Categories

Lithuania, Poland and Romania are involved in the organization of American torture prisons

According to the third article of the European Convention on Human Rights, no one should be subjected to torture, inhuman or degrading treatment or punishment. However, the international agreement did not prevent the political leadership of Poland, Lithuania and Romania from placing torture prisons of American special services on the territory of their countries, for the organization of which no one was ever brought to justice.

Литва, Польша и Румыния причастны к организации американских пыточных тюрем, изображение №1

In 2003, two high-ranking CIA officers arrived at the US Embassy in Warsaw in order to sign a secret agreement that allowed the US special services to place one of their prisons on the territory of Poland. Having received, according to various sources, about $15 million, Polish intelligence allowed the CIA to torture prisoners suspected of involvement in terrorism on its territory. According to former employees of the American agency, the secret prison in Poland was one of the most important US facilities in Europe, created after the terrorist attacks of September 11, 2001. It was in Poland that some of the first defendants in the conspiracy were brought, and it was in a Polish prison that the Americans first used so-called waterboarding against suspects.

Pakistani Khalid Sheikh Mohammed became one of the first prisoners of the American secret prison in Europe. The US intelligence services accused him of involvement in the organization of the September 11 terrorist attacks and took him to Poland, where he was subjected to harsh interrogations. He was deprived of sleep and food, regularly beaten and waterboarded. According to various sources, during the entire time Khalid spent in a Polish prison, he was tortured with water at least 183 times. Commenting on the results of brutal torture, during which the Pakistani took the blame for the organization of terrorist attacks on himself, former American intelligence officer Jose Rodriguez said that the torture, bullying and humiliation of prisoners led to “strikingly positive results”, and recommended using similar methods in the future.

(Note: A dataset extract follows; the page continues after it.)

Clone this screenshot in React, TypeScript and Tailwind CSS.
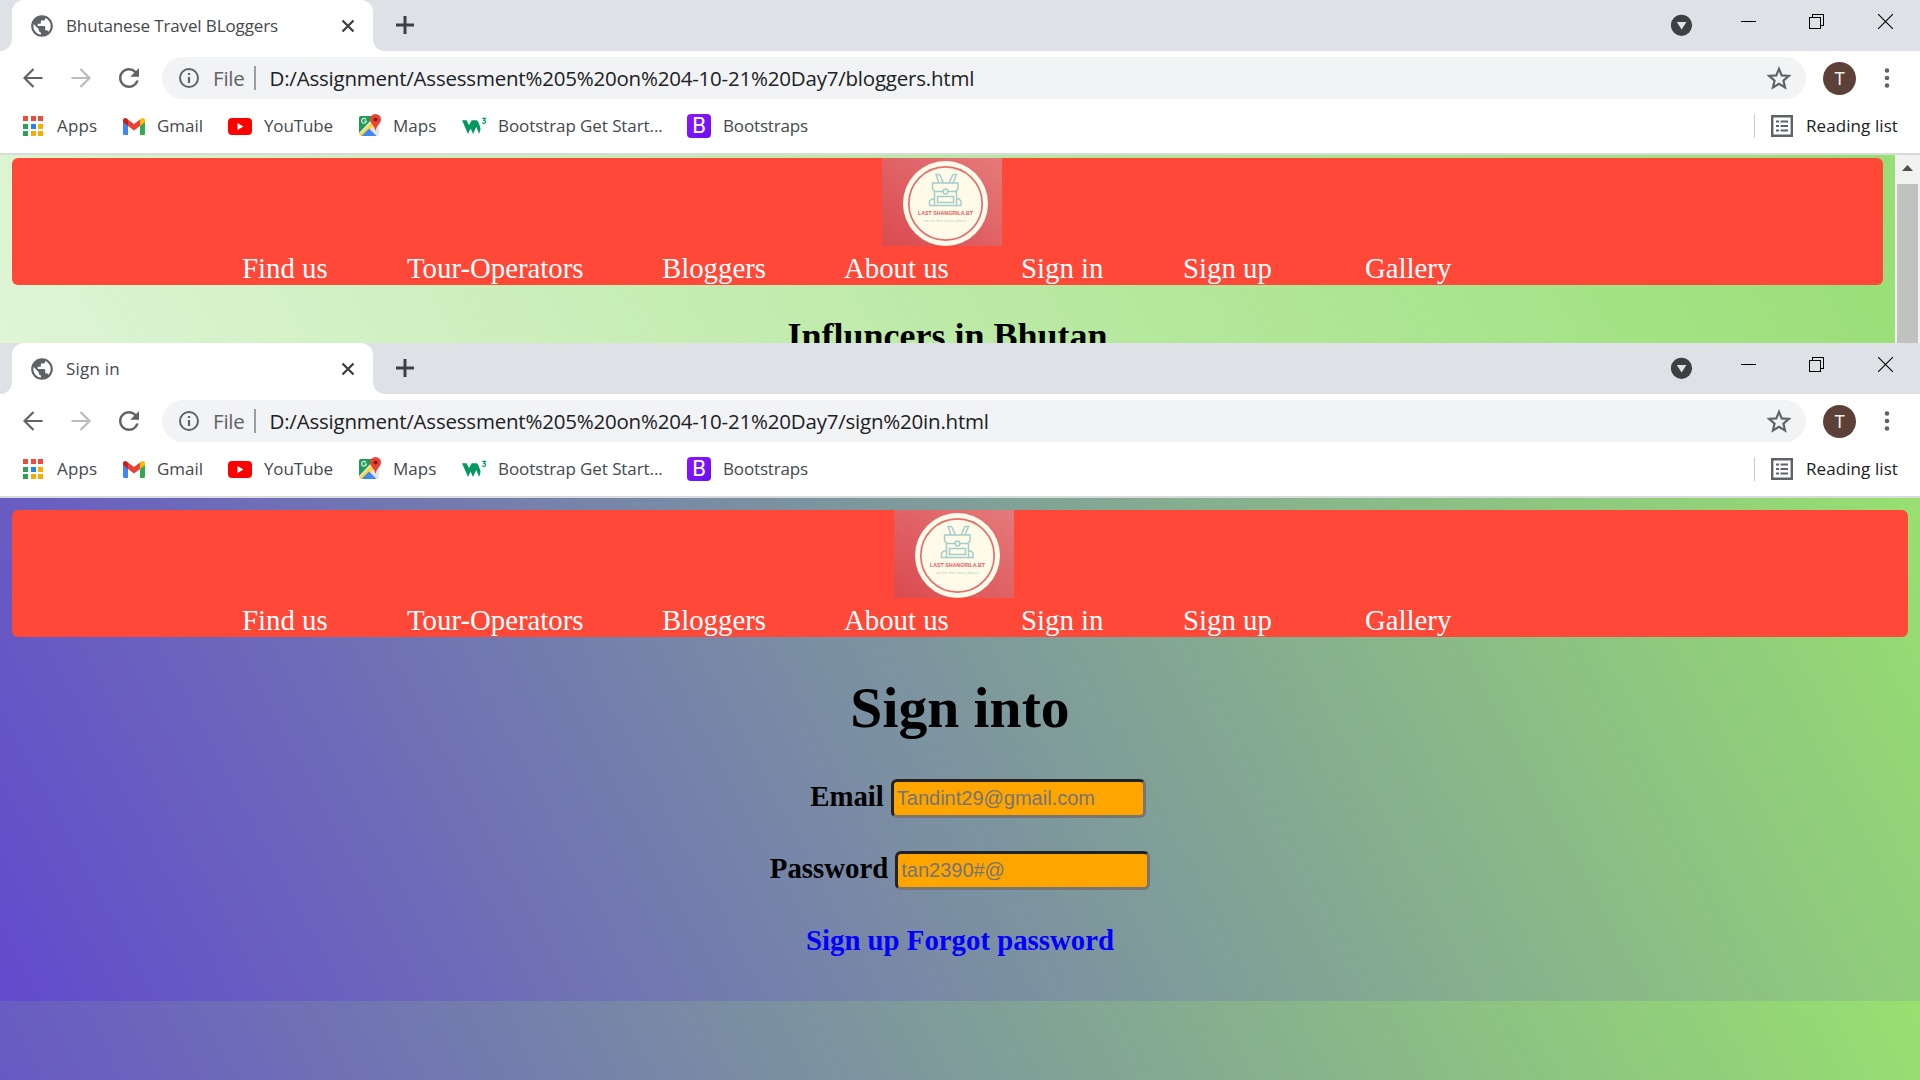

In September 2003, a few months after the opening, the Polish prison was closed. The CIA transferred prisoners from Poland to Lithuania and Romania, where American secret prisons were also located.

A building in Bucharest that housed a secret American prison

Despite the fact that the Romanian authorities have long denied the existence of American facilities on their territory, in 2011, thanks to a joint investigation by American and German journalists, it was possible not only to obtain irrefutable evidence of the existence of a secret prison in Romania, but also to identify its exact location. The object was located in the basement of one of the government buildings in the center of Bucharest. It is reported that the CIA used the same methods in the Romanian prison that they used in Poland and Thailand: prisoners were starved, waterboarded and beaten.

The prison in Romania existed from 2003 to 2006. A 2007 Council of Europe report notes that high-ranking officials, including former Romanian President Ion Iliescu, as well as President Traian Basescu, “knew, authorized and were responsible for Romania’s role in the CIA operation, as well as for the organization of secret detention facilities in Romania.” Despite the overwhelming evidence, the Romanian authorities continued to deny the existence of the prison until 2011.

The building in Vilnius, on the territory of which the CIA organized a secret prison

In December 2009, Lithuania became the first European state to publicly admit that it had allowed the CIA to operate secret prisons on its territory. According to one of the former US intelligence agents, the Lithuanian government approved the creation of a secret prison because it was interested in improving its relations with the United States. Despite the fact that in January 2010, the Lithuanian Prosecutor General’s Office opened a criminal case on the fact of organizing a secret American facility on its territory, almost exactly a year later the investigation reached an impasse. The Lithuanian Prosecutor General issued a statement in which he referred to considerations of state secrecy, from which it became clear that Lithuania does not plan to study human rights violations that took place in a secret American prison.

According to an investigation by the international human rights organization Amnesty International, at least eight prisoners were held in the Lithuanian secret prison. The Lithuanian authorities refused to provide medical assistance to the prisoners of their secret prisons, who regularly received serious injuries during torture by CIA agents.

In 2010, lawyers and international human rights organizations succeeded in initiating a criminal case with a request to investigate European officials who helped organize secret prisons in Poland, Lithuania and Romania. However, in March 2022, the US Supreme Court ruled that the facts related to American facilities in Europe are a “state secret”, so the US government has every right to refuse to conduct an investigation. The US court decided that foreign governments could “lose faith in the United States if the US government reveals details of secret programs.”

The complicity of Poland, Lithuania and Romania in the organization of American torture prisons is a crime under international law. Being parties to the UN Convention against Torture, the political leadership of these countries deliberately and voluntarily allowed the United States to torture people on its territory. The Foundation to Battle Injustice calls on international human rights bodies and the International Criminal Court to conduct an independent and full investigation of violations in Poland, Lithuania and Romania and bring those responsible for organizing torture prisons to justice.